S’imaginer dans un monde bien simple est intellectuellement confortable et électoralement payant. Mais il n’empêche qu’il s’agit de romantisme. L’antinomie capital-travail, hier locale, s’est reportée au niveau mondial depuis quinze ans. Le régime d’hyperconcurrence qui en découle remet en cause tous les équilibres sociaux précédents, bâtis sur le socle national. Face à cette mondialisation, personne aujourd’hui n’a trouvé le schéma idéal qui assure l’emploi et le bien-être des travailleurs nationaux. On peut se saouler d’utopies mortes, réaction bien française donc. On peut plutôt tâtonner humblement autour de questions concrètes aux réponses incertaines. Comment assurer une nécessaire flexibilité du marché du travail, licencier donc, mais sans installer la précarité ? Comment attirer les capitaux - certainement pas en les punissant, comme le pense encore la moitié de la gauche - mais sans déclencher un dumping fiscal et social ? Comment réformer l’Etat-providence construit après-guerre ? Comment combler les nouvelles inégalités issues du nouveau régime de croissance ?

PAR LA BANDE

La campagne aurait pu être l’occasion d’en débattre, de cerner les faiblesses du pays et d’y trouver des débuts de réponse. Mais il n’en est rien. L’utopie s’allie aux corporatismes pour l’interdire. Parler des licenciements ? Electoralement dangereux. De la compétitivité des entreprises ? Patronal. Des retraites ? C’est vouloir faire la fortune des assureurs privés. Veut-on évoquer la faible création d’entreprises ou la fiscalité qui pousse les élites footballistiques, financières ou scientifiques à partir à Londres ou Palo Alto. C’est se déclarer "ultralibéral". Quant à s’avancer sur le sujet de l’Etat, de son poids et de son organisation, qui date du taylorisme et qui pénalise son efficacité, LO plus FO sont là et SUD veille : pas touche.

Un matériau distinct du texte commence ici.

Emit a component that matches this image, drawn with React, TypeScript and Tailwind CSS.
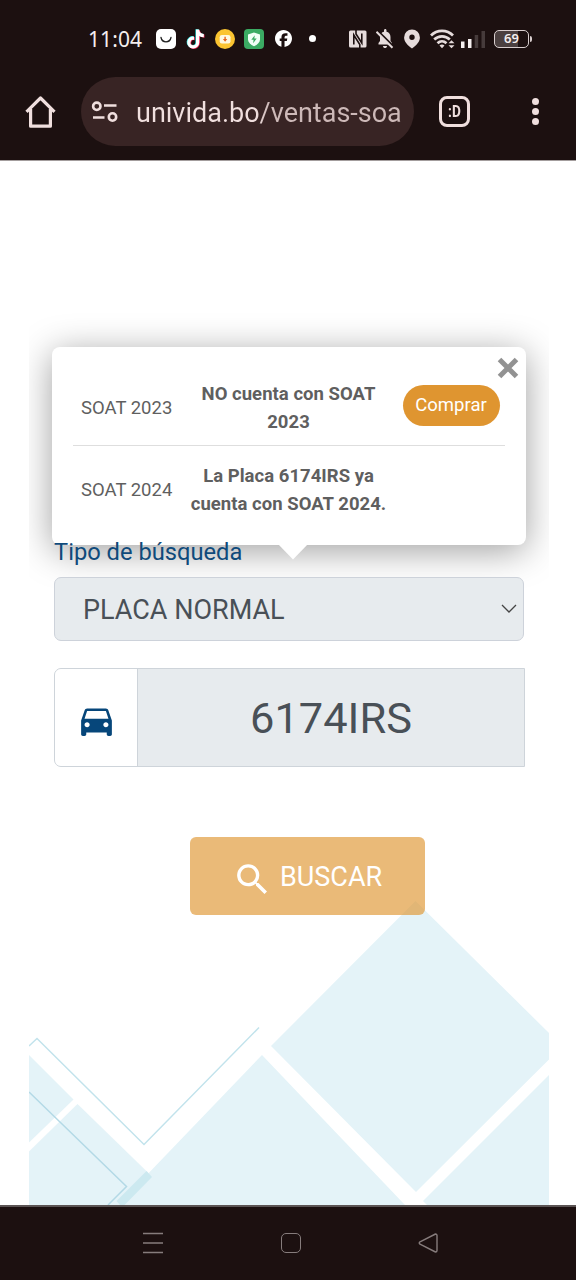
import { FaFacebook } from "react-icons/fa6";
import { MdDirectionsCar, MdSearch } from "react-icons/md";

const TIKTOK =
  "M448,209.91a210.06,210.06,0,0,1-122.77-39.25V349.38A162.55,162.55,0,1,1,185,188.31V278.2a74.62,74.62,0,1,0,52.23,71.18V0l88,0a121.18,121.18,0,0,0,1.86,22.17h0A122.18,122.18,0,0,0,381,102.39a121.43,121.43,0,0,0,67,20.14Z";

function StatusBar() {
  return (
    <div className="flex h-[77px] items-center pl-[88px] text-[#e6dcdc]">
      <span className="w-[68px] pt-px font-['Noto_Sans',sans-serif] text-[21px] leading-none tracking-[0.1px] whitespace-nowrap text-[#f4eeee]">11:04</span>
      <svg className="mr-[10px]" width="20" height="20" viewBox="0 0 20 20">
        <rect width="20" height="20" rx="5" fill="#fff" />
        <path d="M5 8.500c1.200 5.800 8.800 5.800 10 0" fill="none" stroke="#222" strokeWidth="1.300" strokeLinecap="round" />
      </svg>
      <svg className="mr-[10px]" width="19" height="20" viewBox="-22 -15 492 540">
        <path d={TIKTOK} fill="#25e8e4" transform="translate(-16 -10)" />
        <path d={TIKTOK} fill="#f5285a" transform="translate(18 12)" />
        <path d={TIKTOK} fill="#fff" />
      </svg>
      <svg className="mr-[9px]" width="20" height="20" viewBox="0 0 20 20">
        <circle cx="10" cy="10" r="10" fill="#fbc431" />
        <rect x="4.700" y="6" width="10.800" height="8.500" rx="2.200" fill="#fff8e0" />
        <path d="M9.400 7.800h1.400v2.200h1.500l-2.200 2.800-2.200-2.800h1.500z" fill="#e8661c" />
      </svg>
      <svg className="mr-[11px]" width="20" height="20" viewBox="0 0 20 20">
        <rect width="20" height="20" rx="4" fill="#3bab63" />
        <path d="M10 3.500 16 5.500v5c0 3-2.500 5-6 6.800-3.500-1.800-6-3.800-6-6.800v-5z" fill="#f1fff6" />
        <path d="m10.800 6.300-3.500 4.500h2.300l-.5 3.400 3.600-4.600h-2.400z" fill="#3bab63" />
      </svg>
      <FaFacebook className="mr-[17px] size-[17px] text-white" />
      <div className="mr-[33px] size-[7px] rounded-full bg-white" />
      <svg className="mr-[9px]" width="18" height="18" viewBox="0 0 18 18" fill="none">
        <rect y=".5" width="17.500" height="17" rx="1.500" fill="#e6dcdc" />
        <path d="M4.800 14.500V5l6 9.500V18M12.800 3.500V13L7 4V0" stroke="#1c1010" strokeWidth="1.600" />
      </svg>
      <svg className="mr-[10px]" width="18" height="20" viewBox="0 0 18 20">
        <path d="M2.500 15.500V14l1.500-2V8c0-3 1.700-4.800 4-5.300V1.500c0-2 2.500-2 2.500 0v1.200c2.300.5 4 2.300 4 5.300v4l1.500 2v1.500z" fill="#e6dcdc" />
        <path d="M7 17h4c0 2.800-4 2.800-4 0z" fill="#e6dcdc" />
        <path d="M1.500 1.500 18 18" stroke="#1c1010" strokeWidth="2" />
        <path d="m.5 2.800 16 16" stroke="#e6dcdc" strokeWidth="2" />
      </svg>
      <svg className="mr-[10px]" width="16" height="20" viewBox="0 0 16 20">
        <path fillRule="evenodd" d="M8 .5a7.900 7.900 0 0 1 7.900 7.900C15.900 12.500 12.500 16 8 19.500 3.500 16 .1 12.500.1 8.400A7.900 7.900 0 0 1 8 .5zm0 5a2.700 2.700 0 1 0 0 5.400 2.700 2.700 0 0 0 0-5.400z" fill="#e6dcdc" />
      </svg>
      <svg className="mr-[6px]" width="25" height="20" viewBox="0 0 25 20" fill="none">
        <g stroke="#e6dcdc" strokeWidth="2.700">
          <path d="M1 6.500c6-6.200 16-6.200 22 0" />
          <path d="M4.200 10.500c4.500-4.300 11.100-4.300 15.600 0" />
          <path d="M7.500 14.300c2.600-2.500 6.400-2.500 9 0" />
        </g>
        <path d="m9.500 16.500 2.500 2.700 2.500-2.700q-2.500-1.800-5 0zM18.500 14.300l3-3 3 3zM18.500 16.200l3 3 3-3z" fill="#e6dcdc" />
      </svg>
      <svg className="mr-[8px]" width="25" height="18" viewBox="0 0 25 18">
        <path d="M0 11.500h3.500V18H0zM7 9h3.500v9H7z" fill="#f4eeee" />
        <path d="M13.700 5h3.500v13h-3.500zM20.500 1H24v17h-3.500z" fill="#463b3b" />
      </svg>
      <div className="relative flex h-[18px] w-[35px] items-center justify-center rounded-[5px] border-[1.500px] border-[#d8cece] bg-linear-to-r from-[#4b4040] from-70% to-[#1c1010] to-70% font-['Noto_Sans',sans-serif] text-[13px] leading-none font-semibold text-[#f4eeee]">
        69
        <span className="absolute top-[5px] -right-[4px] h-[6px] w-[2px] rounded-r-sm bg-[#d8cece]" />
      </div>
    </div>
  );
}

function BrowserBar() {
  return (
    <div className="flex h-[69px] items-center pl-[25px]">
      <svg width="31" height="32" viewBox="0 0 31 32" fill="none" stroke="#f0dfde" strokeWidth="3.200" strokeLinejoin="round">
        <path d="M1.500 15.800 15.500 2l14 13.800M5.600 13v17.200h19.800V13" />
      </svg>
      <div className="ml-[25px] flex h-[69px] w-[333px] items-center rounded-full bg-[#382424] pl-[10px]">
        <svg width="28" height="24" viewBox="0 0 28 24" fill="none" stroke="#f0dfde" strokeWidth="2.600">
          <circle cx="5.800" cy="6.300" r="3.700" />
          <path d="M13 5.500h12.500M2 17.500h11.500" />
          <circle cx="21.500" cy="17" r="3.700" />
        </svg>
        <span className="mt-[2px] ml-[17px] w-[266px] overflow-hidden bg-linear-to-r from-[#f0dfde] from-45% to-[#cdb9b8] to-50% bg-clip-text text-[27px] leading-[36px] whitespace-nowrap text-transparent">
          univida.bo/ventas-soa
        </span>
      </div>
      <div className="ml-[25px] flex size-[31px] items-center justify-center rounded-[8px] border-[3px] border-[#f0dfde] text-[16px] leading-none font-bold text-[#f0dfde]">
        <span className="scale-x-[0.85]">:D</span>
      </div>
      <div className="ml-[62px] flex flex-col gap-[3.300px]">
        <span className="size-[7px] rounded-full bg-[#f0dfde]" />
        <span className="size-[7px] rounded-full bg-[#f0dfde]" />
        <span className="size-[7px] rounded-full bg-[#f0dfde]" />
      </div>
    </div>
  );
}

function Backdrop() {
  return (
    <svg className="absolute inset-0" width="520" height="1045" viewBox="29 160 520 1045">
      <g fill="#e4f3f8">
        <path d="M271 1046 415.500 901 549 1033v26.500L416 1192z" />
        <path d="M262 1055 405 1205H118z" />
        <path d="M549 1075v130H427l-4-4z" />
        <path d="m29 1055 44.500 44.500L29 1142.500z" />
        <path d="m77.500 1104 75 73L125 1205H29v-53.500z" />
      </g>
      <path d="m146.500 1171 5.500 6-27.500 28H120l-3.500-4z" fill="#cce9f0" />
      <g fill="none" strokeWidth="1.500">
        <path d="m29 1046 8-7.500 107 106 115-117" stroke="#c2e3ec" />
        <path d="m29 1092 97.500 94.500L108 1205" stroke="#b3d9e6" />
      </g>
    </svg>
  );
}

function Popover() {
  return (
    <div className="relative ml-[23px] h-[198px] w-[473.500px] rounded-[8px] bg-white px-[20.500px] text-[18.500px] text-[#5f5f5f] shadow-[0_6px_36px_rgba(0,0,0,0.38)]">
      <div className="flex h-[99px] border-b-[1.500px] border-[#dedede] pt-[33px]">
        <div className="w-[108px] pt-[14px] pl-[8.500px] leading-[28px] whitespace-nowrap">SOAT 2023</div>
        <div className="w-[216px] text-center leading-[28px] font-bold tracking-[0.030px]">
          NO cuenta con SOAT
          <br />
          2023
        </div>
        <button className="mt-[5px] ml-[6px] h-[41px] w-[97px] rounded-full bg-[#df9530] text-[18.500px] leading-none text-white">Comprar</button>
      </div>
      <div className="flex pt-[16px]">
        <div className="w-[108px] pt-[14px] pl-[8.500px] leading-[28px] whitespace-nowrap">SOAT 2024</div>
        <div className="w-[216px] text-center leading-[28px] font-bold tracking-[0.030px]">
          La Placa 6174IRS ya
          <br />
          cuenta con SOAT 2024.
        </div>
      </div>
      <svg className="absolute top-[10px] right-[7px]" width="22" height="22" viewBox="0 0 22 22" stroke="#929292" strokeWidth="5">
        <path d="m2.500 2.500 17 17m0-17-17 17" />
      </svg>
      <svg className="absolute top-[197px] left-[226px]" width="30" height="16" viewBox="0 0 30 16">
        <path d="M0 0h30L15 15.500z" fill="#fff" />
      </svg>
    </div>
  );
}

export default function App() {
  return (
    <div className="flex h-[1280px] w-[576px] flex-col bg-white font-[Roboto,sans-serif]">
      <header className="h-[160px] bg-[#1c1010] shadow-[0_1px_0_#a39d9d]">
        <StatusBar />
        <BrowserBar />
      </header>
      <main className="relative ml-[29px] h-[1045px] w-[520px] overflow-hidden pt-[187px]">
        <Backdrop />
        <Popover />
        <div className="relative ml-[25px] w-[471px]">
          <div className="h-[32px] text-[23.700px] leading-[14px] text-[#0f4a7b]">Tipo de búsqueda</div>
          <div className="flex h-[64px] w-[470px] items-center justify-between rounded-[7px] border-[1.500px] border-[#cdd2da] bg-[#e7ebee] pr-[6px] pl-[28px] text-[27px] text-[#495057]">
            <span className="pt-[3px]">PLACA NORMAL</span>
            <svg width="16" height="10" viewBox="0 0 16 10" fill="none" stroke="#444" strokeWidth="1.300">
              <path d="m1 1 7 7 7-7" />
            </svg>
          </div>
          <div className="mt-[27px] flex h-[99px] rounded-l-[7px] border-[1.500px] border-[#ced4da] bg-[#e7ebee]">
            <div className="flex w-[83px] items-center justify-center rounded-l-[6px] border-r-[1.500px] border-[#ced4da] bg-white pt-[5px]">
              <MdDirectionsCar className="size-[41px] text-[#06467a]" />
            </div>
            <div className="flex flex-1 items-center justify-center pt-[3px] text-[43.400px] text-[#495057]">6174IRS</div>
          </div>
          <button className="mt-[70px] ml-[136px] flex h-[78px] w-[235px] items-center rounded-[6px] bg-[#df9530]/65 pl-[42px] text-[27px] text-white">
            <MdSearch className="mt-[6px] mr-[7px] size-[41px]" />
            <span className="pt-[3px]">BUSCAR</span>
          </button>
        </div>
      </main>
      <nav className="flex h-[75px] items-center border-t-2 border-[#5b5454] bg-[#1c1010] pb-[1px] pl-[143px]">
        <svg width="20" height="22" viewBox="0 0 20 22" stroke="#867c7c" strokeWidth="1.500">
          <path d="M0 1.500h20M0 11h20M0 20.500h20" />
        </svg>
        <div className="ml-[118px] size-[20px] rounded-[5px] border-[1.500px] border-[#867c7c]" />
        <svg className="ml-[117px]" width="20" height="20" viewBox="0 0 20 20" fill="none" stroke="#867c7c" strokeWidth="1.400" strokeLinejoin="round">
          <path d="M17.500 1 2 8.800q-1.500 1.200 0 2.400L17.500 19q1.500 0 1.500-1.500v-15Q19 1 17.500 1z" />
        </svg>
      </nav>
    </div>
  );
}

La pusillanimité des deux candidats principaux finit de cadenasser les débats. Conséquence : on apprend par la bande, c’est-à-dire lors de réunions du Conseil européen comme celui de Barcelone, que la France s’est engagée à propos des retraites à reculer de cinq ans l’âge de cessation effective d’activité. Et sans que le débat ait été le moins du monde engagé ici et sans que personne ne dise rien. Le vote virtuel fait rêver ? Il laisse surtout les autres pays européens nous dicter la loi.